Happy 30th Anniversary to Madonna’s The Immaculate Collection, originally released November 9, 1990.

Like so many of my generation, I grew up on a staple diet of ‘80s mullets, sitcoms of every kind, Cabbage Patch Kids and, of course, Madonna. The girl from Michigan covered in lace, hairspray and crucifixes immediately took the world by storm by positioning herself front and center, while provoking a ridiculous amount of discomfort among many of her observers, mostly to do with perceptions of sexuality, both hers and ours.

Smashing down the door that had been cracked open for her by those that walked before her, Madonna’s shock value was so much more than a calculated act, it was shaking up the patriarchy and prompting conversations that had largely remained taboo up until that point. Whilst many of those taboo subjects have now lost their edge and become more accepted, Madonna still manages to spark conversation on a range of topics and for the most part, we still listen.

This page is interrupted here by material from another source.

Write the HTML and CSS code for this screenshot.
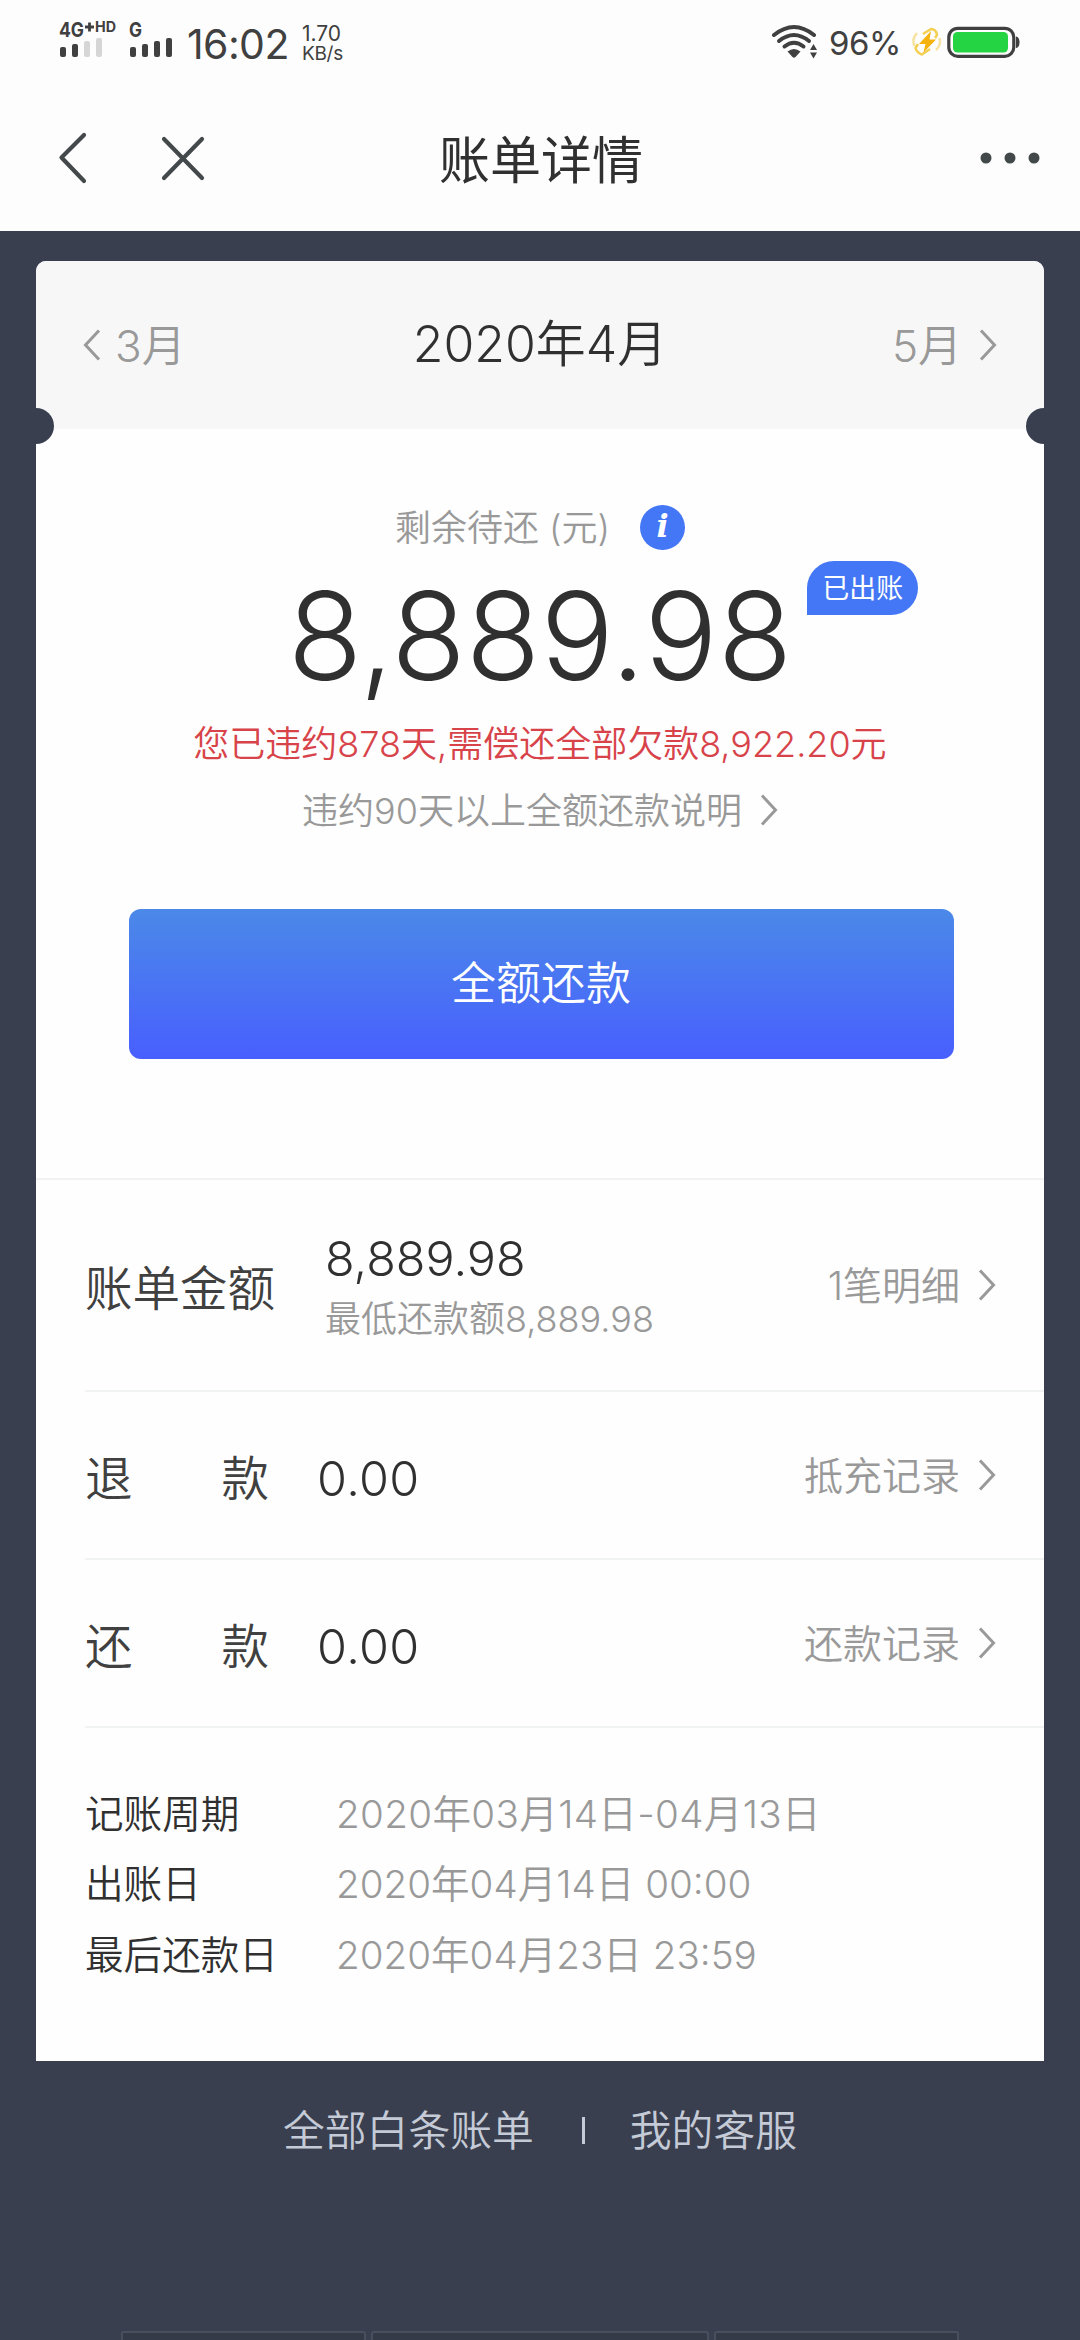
FILE: index.html
```html
<!DOCTYPE html>
<html lang="zh-CN">
<head>
<meta charset="utf-8">
<title>账单详情</title>
<link rel="stylesheet" href="styles.css">
</head>
<body>
<svg class="defs" width="0" height="0">
  <symbol id="chev" viewBox="0 0 18 32"><path d="M2 1.500L15.500 16L2 30.500" fill="none" stroke="currentColor" stroke-width="3"/></symbol>
</svg>
<header class="top">
  <div class="status">
    <svg class="signal" width="136" height="54" viewBox="0 -10 136 54">
      <g class="net"><text x="0" y="17" font-size="20" textLength="25" lengthAdjust="spacingAndGlyphs">4G</text>
      <text x="36" y="12" font-size="14" textLength="21" lengthAdjust="spacingAndGlyphs">HD</text>
      <text x="70" y="17" font-size="20" textLength="13" lengthAdjust="spacingAndGlyphs">G</text></g>
      <path d="M26 7h9M30.500 2.500v9" stroke="#404040" stroke-width="2.800"/>
      <g fill="#404040"><rect x="1" y="27" width="6" height="10" rx="2"/><rect x="13" y="24" width="6" height="13" rx="2"/>
      <rect x="71" y="27" width="6" height="10" rx="2"/><rect x="83" y="24" width="6" height="13" rx="2"/><rect x="95" y="21" width="6" height="16" rx="2"/><rect x="107" y="18" width="6" height="19" rx="2"/></g>
      <g fill="#d6d6d6"><rect x="25" y="21" width="6" height="16" rx="2"/><rect x="37" y="18" width="6" height="19" rx="2"/></g>
    </svg>
    <span class="clock">16:02</span>
    <span class="speed"><span class="rate">1.70</span><span class="unit">KB/s</span></span>
    <span class="grow"></span>
    <svg class="wifi" width="47" height="36" viewBox="0 0 47 36">
      <g fill="none" stroke="#404040" stroke-width="4" stroke-linecap="round"><path d="M3 11Q23 -5 43 11"/><path d="M8 17Q23 5 38 17"/><path d="M13.500 22.500Q23 15 32.500 22.500"/></g>
      <path d="M16.500 27.500Q23 22.500 29.500 27.500L24.500 33Q23 34.500 21.500 33Z" fill="#404040"/>
      <path d="M39 26l3.500-6 3.500 6zM39 28.500h7l-3.500 6z" fill="#404040"/>
    </svg>
    <span class="pct">96%</span>
    <svg class="charge" width="32" height="32" viewBox="0 0 32 32">
      <g fill="none" stroke-width="2.500"><path d="M6 7A12 12 0 0 0 3.500 20M25 24A12 12 0 0 0 28.500 12" stroke="#f7e3a0"/>
      <path d="M12 8L20 3Q25 3 26 9L24 12M19 23L11 28.500Q6 27 4.500 22L7 18" stroke="#f3cf52"/></g>
      <path d="M20 5L8 18H14.500L12.500 26.500L25 13.500H18.500Z" fill="#f5b20c"/>
    </svg>
    <svg class="battery" width="74" height="32" viewBox="0 0 74 32">
      <rect x="1.800" y="2.300" width="65" height="28" rx="9" fill="none" stroke="#404040" stroke-width="3.200"/>
      <rect x="6" y="6" width="55" height="20.500" rx="4.500" fill="#25d442"/>
      <path d="M69 10.500Q72.500 11 72.500 16.300T69 22Z" fill="#404040"/>
    </svg>
  </div>
  <nav class="nav">
    <svg class="back" width="30" height="54" viewBox="0 0 30 54"><path d="M26 4L3.500 26.500L26 50" fill="none" stroke="#43484a" stroke-width="4.200" stroke-linecap="round" stroke-linejoin="round"/></svg>
    <svg class="close" width="46" height="46" viewBox="0 0 46 46"><path d="M4 4L42 43M42 4L4 43" fill="none" stroke="#43484a" stroke-width="4.200" stroke-linecap="round"/></svg>
    <h1 class="title">账单详情</h1>
    <svg class="more" width="62" height="14" viewBox="0 0 62 14" fill="#43484a"><circle cx="7" cy="7" r="5.500"/><circle cx="31" cy="7" r="5.500"/><circle cx="55" cy="7" r="5.500"/></svg>
  </nav>
</header>
<main class="card">
  <section class="months">
    <span class="notch notch-left"></span><span class="notch notch-right"></span>
    <span class="prev"><svg class="chev flip" width="18" height="32"><use href="#chev"/></svg><span class="name">3月</span></span>
    <h2 class="month">2020年4月</h2>
    <span class="next"><span class="name">5月</span><svg class="chev" width="18" height="32"><use href="#chev"/></svg></span>
  </section>
  <section class="summary">
    <div class="due"><span class="name">剩余待还 (元)</span><span class="info">i</span></div>
    <div class="total"><span>8,889.98</span><span class="badge">已出账</span></div>
    <div class="warn">您已违约878天,需偿还全部欠款8,922.20元</div>
    <div class="explain"><span class="name">违约90天以上全额还款说明</span><svg class="chev" width="18" height="32"><use href="#chev"/></svg></div>
    <button class="pay">全额还款</button>
  </section>
  <section class="row row-bill">
    <span class="label">账单金额</span>
    <span class="amounts"><span class="value">8,889.98</span><span class="minimum">最低还款额8,889.98</span></span>
    <span class="link"><span class="name">1笔明细</span><svg class="chev" width="18" height="32"><use href="#chev"/></svg></span>
  </section>
  <section class="row">
    <span class="label spread"><span>退</span><span>款</span></span><span class="value zero">0.00</span>
    <span class="link"><span class="name">抵充记录</span><svg class="chev" width="18" height="32"><use href="#chev"/></svg></span>
  </section>
  <section class="row">
    <span class="label spread"><span>还</span><span>款</span></span><span class="value zero">0.00</span>
    <span class="link"><span class="name">还款记录</span><svg class="chev" width="18" height="32"><use href="#chev"/></svg></span>
  </section>
  <dl class="dates">
    <dt>记账周期</dt><dd class="period">2020年03月14日-04月13日</dd>
    <dt>出账日</dt><dd>2020年04月14日 00:00</dd>
    <dt>最后还款日</dt><dd>2020年04月23日 23:59</dd>
  </dl>
</main>
<footer class="footer">
  <div class="links"><span>全部白条账单</span><i class="bar"></i><span>我的客服</span></div>
  <div class="tabs"><span></span><span></span><span></span></div>
</footer>
</body>
</html>
```
FILE: styles.css
```css
* { box-sizing: border-box; margin: 0; padding: 0; }
body {
  width: 1080px; height: 2340px; overflow: hidden;
  display: flex; flex-direction: column;
  background: #393f4f; color: #303030;
  font-family: Inter, "Noto Sans CJK SC", sans-serif; font-weight: 350;
}
.defs { position: absolute; }
svg { flex: none; display: block; }
.top { height: 231px; flex: none; background: #fdfdfd; }
.status { height: 85px; display: flex; align-items: flex-start; padding: 10px 59px 0 59px; color: #404040; font-weight: 400; }
.net text { font-family: Inter, sans-serif; font-weight: 700; fill: #404040; }
.signal { margin: 0 -8px 0 0; }
.clock { font-size: 41px; line-height: 48px; width: 101px; margin-top: 10px; white-space: nowrap; letter-spacing: -0.6px; }
.speed { display: flex; flex-direction: column; margin-left: 14px; font-size: 21px; padding-top: 13px; }
.rate { line-height: 21px; }
.unit { font-size: 19px; line-height: 19px; letter-spacing: -0.3px; }
.grow { flex: 1; }
.wifi { margin-top: 14px; }
.pct { font-size: 33px; line-height: 46px; margin: 10px 0 0 11px; width: 74px; white-space: nowrap; letter-spacing: -0.5px; }
.charge { margin: 16px 4px 0 8px; }
.battery { margin-top: 16px; }
.nav { height: 146px; display: grid; grid-template-columns: 30px 118px 1fr 62px; align-items: center; padding: 0 39px 0 58px; }
.close { justify-self: end; }
.title { font-size: 51px; font-weight: 400; line-height: 60px; text-align: center; padding: 6px 103px 0 0; }
.card { width: 1008px; height: 1800px; flex: none; margin: 30px 36px 0; background: #fefefe; border-radius: 10px 10px 0 0; }
.months {
  position: relative; height: 168px; padding: 0 47px;
  display: grid; grid-template-columns: 1fr auto 1fr; align-items: center;
  background: #f7f7f7; border-radius: 10px 10px 0 0; color: #999; font-size: 44px;
}
.name { padding-bottom: 4px; }
.notch { position: absolute; top: 147px; width: 18px; height: 36px; background: #393f4f; }
.notch-left { left: 0; border-radius: 0 18px 18px 0; }
.notch-right { right: 0; border-radius: 18px 0 0 18px; }
.prev, .next { display: flex; align-items: center; gap: 17px; }
.prev { gap: 14px; }
.next { justify-content: flex-end; }
.flip { transform: scaleX(-1); }
.month { font-size: 50px; font-weight: 350; color: #303030; padding-bottom: 11px; }
.chev { color: #999; }
.summary { height: 751px; padding-top: 68px; display: flex; flex-direction: column; align-items: center; border-bottom: 2px solid #f1f3f3; }
.due { height: 60px; display: flex; align-items: center; font-size: 36px; color: #999; gap: 30px; }
.info { width: 45px; height: 45px; border-radius: 50%; background: #4477f5; color: #fff; font: italic 700 32px/43px "DejaVu Serif", serif; text-align: center; }
.total { position: relative; height: 150px; display: flex; justify-content: center; font-size: 122px; font-weight: 300; line-height: 158px; white-space: nowrap; }
.badge { position: absolute; left: calc(100% + 15px); top: 4px; width: 111px; height: 54px; border-radius: 27px 27px 27px 0; background: #4477f5; color: #fff; font-size: 27px; line-height: 56px; font-weight: 400; text-align: center; }
.warn { height: 70px; line-height: 74px; font-size: 36px; color: #d8434a; }
.explain { height: 66px; display: flex; align-items: center; gap: 18px; font-size: 36px; color: #999; }
.pay { width: 825px; height: 150px; margin: 66px 0 0 2px; border: 0; border-radius: 12px; background: linear-gradient(#4b89e8, #485ffe); color: #fff; font: 350 45px/150px Inter, "Noto Sans CJK SC", sans-serif; }
.row { height: 168px; margin-left: 49px; padding-right: 48px; display: flex; align-items: center; border-bottom: 2px solid #f1f3f3; }
.row-bill { height: 212px; }
.label { font-size: 47.5px; color: #404040; width: 240px; }
.spread { width: 184px; margin-right: 48px; display: flex; justify-content: space-between; }
.value { font-size: 48.5px; line-height: 60px; padding-top: 7px; }
.zero { letter-spacing: 0.4px; }
.amounts { display: flex; flex-direction: column; padding-top: 1px; }
.minimum { font-size: 36px; line-height: 60px; color: #999; }
.link { margin-left: auto; display: flex; align-items: center; gap: 18px; font-size: 39px; color: #999; }
.dates { display: grid; grid-template-columns: 251px 1fr; grid-template-rows: 71px 69px 73px; padding: 47px 0 0 49px; align-items: center; font-size: 38.6px; }
.dates dt { color: #303030; }
.dates dd { color: #999; }
.dates .period { letter-spacing: 0.35px; }
.footer { height: 279px; display: flex; flex-direction: column; justify-content: space-between; align-items: center; }
.links { display: flex; align-items: center; height: 134px; font-size: 41.8px; color: #c4cad6; }
.bar { width: 3px; height: 27px; background: #c4cad6; margin: 4px 45px 0 48px; }
.tabs { width: 838px; height: 9px; display: flex; justify-content: space-between; }
.tabs span { width: 245px; border: 2px solid #484f5d; border-bottom: 0; border-radius: 3px 3px 0 0; background: #343a48; }
.tabs span:nth-child(2) { width: 338px; }
```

In late 1990, Madonna again stimulated dialogue with the release of her first greatest hits album, The Immaculate Collection. Given that the singer had only released her debut album Madonna seven years beforehand, it left many wondering “why so soon?” The curiosity paid off. It captivated listeners’ interest and Madonna delivered the goods with fifteen hits from her impressive ‘80s canon and two new tracks, “Justify My Love” and “Rescue Me.” The compilation has gone on to sell in excess of thirty-one million albums worldwide and it remains the best-selling compilation album by a solo artist and one of the most commercially successful albums of all time in its own right.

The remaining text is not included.